I’ve been really impressed with two new mini mags we recently downloaded

First up was Whip Action Pack March 11

A printable PDF form mini mag for kids aged 7+ filled with fun craft projects, outdoor activities, cooking, drawing and more. The paper and beeswax theme lended itself to great activities such as lip balms and lotions to beeswax candles, origami boats and even some fabulous cooking projects! a Honey Cinnamon Cake! The instructions and details are fabulous for children. Zoe was especially impressed with the printable labels which we printed on sticker paper. And the price a very fair $5!

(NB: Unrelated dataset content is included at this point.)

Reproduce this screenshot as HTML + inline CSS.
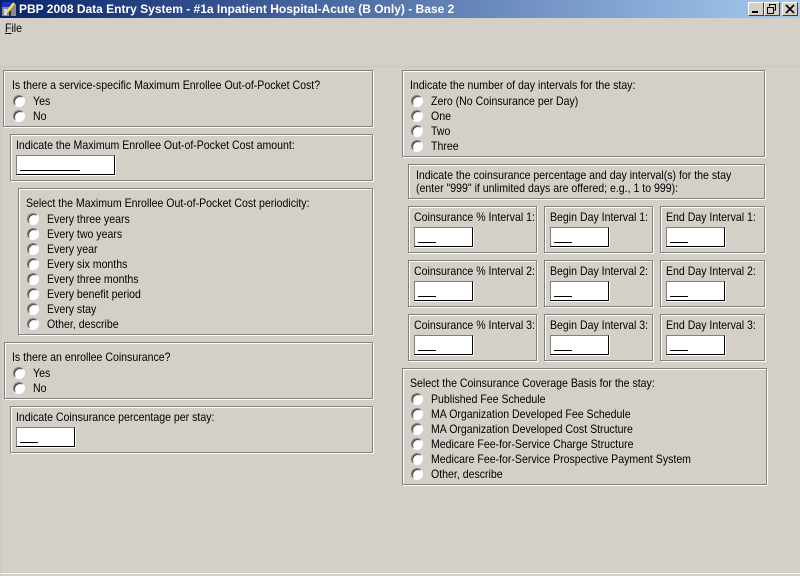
<!DOCTYPE html>
<html><head><meta charset="utf-8"><style>
html,body{margin:0;padding:0;width:800px;height:576px;overflow:hidden;background:#d4d0c8}
*{box-sizing:border-box}
body{font-family:"Liberation Sans",sans-serif;font-size:12px;color:#000;position:relative}
.a{position:absolute}
.t{position:absolute;white-space:nowrap;line-height:14px;height:14px;transform:scaleX(.88);transform-origin:0 0}
.p{position:absolute;border:1px solid #808080;box-shadow:inset 1px 1px 0 #fff,1px 1px 0 #fff}
.r{position:absolute;width:12px;height:12px;margin-top:1px;border-radius:50%;background:#fff;border:1px solid;border-color:#808080 #fff #fff #808080;box-shadow:inset 1px 1px 0 #404040}
.i{position:absolute;background:#fff;border:1px solid;border-color:#808080 #000 #000 #808080;box-shadow:1px 1px 0 #fff}
.i b{position:absolute;left:3px;bottom:3px;height:1px;background:#000}
</style></head><body>
<div class="a" style="left:0;top:0;width:800px;height:18px;background:linear-gradient(90deg,#0a246a,#a6caf0)"></div>
<svg class="a" style="left:1px;top:1px" width="16" height="16"><rect x="1" y="3" width="14" height="12" fill="#8a8a90"/><rect x="1" y="1" width="9" height="5" fill="#2030c0"/><path d="M6 11L13 2" stroke="#f4e840" stroke-width="2.4"/><rect x="3" y="8" width="3" height="6" fill="#d8d8d8"/><rect x="8" y="10" width="2" height="5" fill="#303030"/></svg>
<div class="t" style="left:19px;top:2px;color:#fff;font-weight:bold;transform:none">PBP 2008 Data Entry System - #1a Inpatient Hospital-Acute (B Only) - Base 2</div>
<div class="a" style="left:748px;top:2px;width:16px;height:14px;background:#d4d0c8;border:1px solid;border-color:#fff #404040 #404040 #fff"></div>
<div class="a" style="left:752px;top:11px;width:6px;height:2px;background:#000"></div>
<div class="a" style="left:764px;top:2px;width:16px;height:14px;background:#d4d0c8;border:1px solid;border-color:#fff #404040 #404040 #fff"></div>
<svg class="a" style="left:766px;top:3px" width="12" height="12"><path d="M3.5 3.5V1.5H9.5V7H7.5M1.5 4.5H7.5V10.5H1.5Z M3 1.5H10 M1 4.5H8" fill="none" stroke="#000"/></svg>
<div class="a" style="left:782px;top:2px;width:16px;height:14px;background:#d4d0c8;border:1px solid;border-color:#fff #404040 #404040 #fff"></div>
<svg class="a" style="left:784px;top:3px" width="12" height="12"><path d="M2 2L10 10M10 2L2 10" stroke="#000" stroke-width="1.6"/></svg>
<div class="t" style="left:5px;top:21px"><u>F</u>ile</div>
<div class="a" style="left:0;top:65px;width:800px;height:3px;background:#cbcbc7"></div>
<div class="a" style="left:0;top:65px;width:2px;height:508px;background:#cbcbc7"></div>
<div class="a" style="left:0;top:573px;width:800px;height:1px;background:#f4f3f0"></div>

<div class="p" style="left:3px;top:70px;width:370px;height:57px"></div>
<div class="t" style="left:12px;top:78px">Is there a service-specific Maximum Enrollee Out-of-Pocket Cost?</div>
<div class="r" style="left:13px;top:94px"></div><div class="t" style="left:33px;top:94px">Yes</div>
<div class="r" style="left:13px;top:109px"></div><div class="t" style="left:33px;top:109px">No</div>

<div class="p" style="left:10px;top:134px;width:363px;height:47px"></div>
<div class="t" style="left:16px;top:138px">Indicate the Maximum Enrollee Out-of-Pocket Cost amount:</div>
<div class="i" style="left:16px;top:155px;width:99px;height:20px"><b style="width:60px"></b></div>

<div class="p" style="left:18px;top:188px;width:355px;height:147px"></div>
<div class="t" style="left:26px;top:196px">Select the Maximum Enrollee Out-of-Pocket Cost periodicity:</div>
<div class="r" style="left:27px;top:212px"></div><div class="t" style="left:47px;top:212px">Every three years</div>
<div class="r" style="left:27px;top:227px"></div><div class="t" style="left:47px;top:227px">Every two years</div>
<div class="r" style="left:27px;top:242px"></div><div class="t" style="left:47px;top:242px">Every year</div>
<div class="r" style="left:27px;top:257px"></div><div class="t" style="left:47px;top:257px">Every six months</div>
<div class="r" style="left:27px;top:272px"></div><div class="t" style="left:47px;top:272px">Every three months</div>
<div class="r" style="left:27px;top:287px"></div><div class="t" style="left:47px;top:287px">Every benefit period</div>
<div class="r" style="left:27px;top:302px"></div><div class="t" style="left:47px;top:302px">Every stay</div>
<div class="r" style="left:27px;top:317px"></div><div class="t" style="left:47px;top:317px">Other, describe</div>

<div class="p" style="left:4px;top:342px;width:369px;height:57px"></div>
<div class="t" style="left:12px;top:350px">Is there an enrollee Coinsurance?</div>
<div class="r" style="left:13px;top:366px"></div><div class="t" style="left:33px;top:366px">Yes</div>
<div class="r" style="left:13px;top:381px"></div><div class="t" style="left:33px;top:381px">No</div>

<div class="p" style="left:10px;top:406px;width:363px;height:47px"></div>
<div class="t" style="left:16px;top:410px">Indicate Coinsurance percentage per stay:</div>
<div class="i" style="left:16px;top:427px;width:59px;height:20px"><b style="width:18px"></b></div>

<div class="p" style="left:402px;top:70px;width:363px;height:87px"></div>
<div class="t" style="left:410px;top:78px">Indicate the number of day intervals for the stay:</div>
<div class="r" style="left:411px;top:94px"></div><div class="t" style="left:431px;top:94px">Zero (No Coinsurance per Day)</div>
<div class="r" style="left:411px;top:109px"></div><div class="t" style="left:431px;top:109px">One</div>
<div class="r" style="left:411px;top:124px"></div><div class="t" style="left:431px;top:124px">Two</div>
<div class="r" style="left:411px;top:139px"></div><div class="t" style="left:431px;top:139px">Three</div>

<div class="p" style="left:408px;top:164px;width:357px;height:35px"></div>
<div class="t" style="left:416px;top:168px">Indicate the coinsurance percentage and day interval(s) for the stay</div>
<div class="t" style="left:416px;top:181px">(enter "999" if unlimited days are offered; e.g., 1 to 999):</div>

<div class="p" style="left:408px;top:206px;width:129px;height:47px"></div>
<div class="t" style="left:414px;top:210px">Coinsurance % Interval 1:</div>
<div class="i" style="left:414px;top:227px;width:59px;height:20px"><b style="width:18px"></b></div>
<div class="p" style="left:544px;top:206px;width:109px;height:47px"></div>
<div class="t" style="left:550px;top:210px">Begin Day Interval 1:</div>
<div class="i" style="left:550px;top:227px;width:59px;height:20px"><b style="width:18px"></b></div>
<div class="p" style="left:660px;top:206px;width:105px;height:47px"></div>
<div class="t" style="left:666px;top:210px">End Day Interval 1:</div>
<div class="i" style="left:666px;top:227px;width:59px;height:20px"><b style="width:18px"></b></div>

<div class="p" style="left:408px;top:260px;width:129px;height:47px"></div>
<div class="t" style="left:414px;top:264px">Coinsurance % Interval 2:</div>
<div class="i" style="left:414px;top:281px;width:59px;height:20px"><b style="width:18px"></b></div>
<div class="p" style="left:544px;top:260px;width:109px;height:47px"></div>
<div class="t" style="left:550px;top:264px">Begin Day Interval 2:</div>
<div class="i" style="left:550px;top:281px;width:59px;height:20px"><b style="width:18px"></b></div>
<div class="p" style="left:660px;top:260px;width:105px;height:47px"></div>
<div class="t" style="left:666px;top:264px">End Day Interval 2:</div>
<div class="i" style="left:666px;top:281px;width:59px;height:20px"><b style="width:18px"></b></div>

<div class="p" style="left:408px;top:314px;width:129px;height:47px"></div>
<div class="t" style="left:414px;top:318px">Coinsurance % Interval 3:</div>
<div class="i" style="left:414px;top:335px;width:59px;height:20px"><b style="width:18px"></b></div>
<div class="p" style="left:544px;top:314px;width:109px;height:47px"></div>
<div class="t" style="left:550px;top:318px">Begin Day Interval 3:</div>
<div class="i" style="left:550px;top:335px;width:59px;height:20px"><b style="width:18px"></b></div>
<div class="p" style="left:660px;top:314px;width:105px;height:47px"></div>
<div class="t" style="left:666px;top:318px">End Day Interval 3:</div>
<div class="i" style="left:666px;top:335px;width:59px;height:20px"><b style="width:18px"></b></div>

<div class="p" style="left:402px;top:368px;width:365px;height:117px"></div>
<div class="t" style="left:410px;top:376px">Select the Coinsurance Coverage Basis for the stay:</div>
<div class="r" style="left:411px;top:392px"></div><div class="t" style="left:431px;top:392px">Published Fee Schedule</div>
<div class="r" style="left:411px;top:407px"></div><div class="t" style="left:431px;top:407px">MA Organization Developed Fee Schedule</div>
<div class="r" style="left:411px;top:422px"></div><div class="t" style="left:431px;top:422px">MA Organization Developed Cost Structure</div>
<div class="r" style="left:411px;top:437px"></div><div class="t" style="left:431px;top:437px">Medicare Fee-for-Service Charge Structure</div>
<div class="r" style="left:411px;top:452px"></div><div class="t" style="left:431px;top:452px">Medicare Fee-for-Service Prospective Payment System</div>
<div class="r" style="left:411px;top:467px"></div><div class="t" style="left:431px;top:467px">Other, describe</div>
</body></html>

Today in honor of our “April Fools Day” Snow Day downloaded Action pack: April 2011

With a 20% discount cost a mere $4 (check their website for discount coupons!! 2 days only) Can’t wait to make those seed bombs and beaded dragon flies!! WOW this is a great resource, beautifully done.

The other

Alphabet Glue from Annie of “Bird and Little Bird”

a reading list for spring
do-it-yourself library catalog cards
mix and match story cards
a printable reading record
a library scavenger hunt
tiny box accordion book tutorial
felt bracelet book tutorial
paper story character houses
wildflower seed pods

A quarterly downloadable magazine for families who love books! twenty-eight pages of projects, activities and printables. I loved the “Library” theme! It was perfect for my little book collector! the accordion book tutorial and the book bracelet the is on our list for this week-end! I loved some of the kid art in this publication. I would say that this one can be used with younger children also.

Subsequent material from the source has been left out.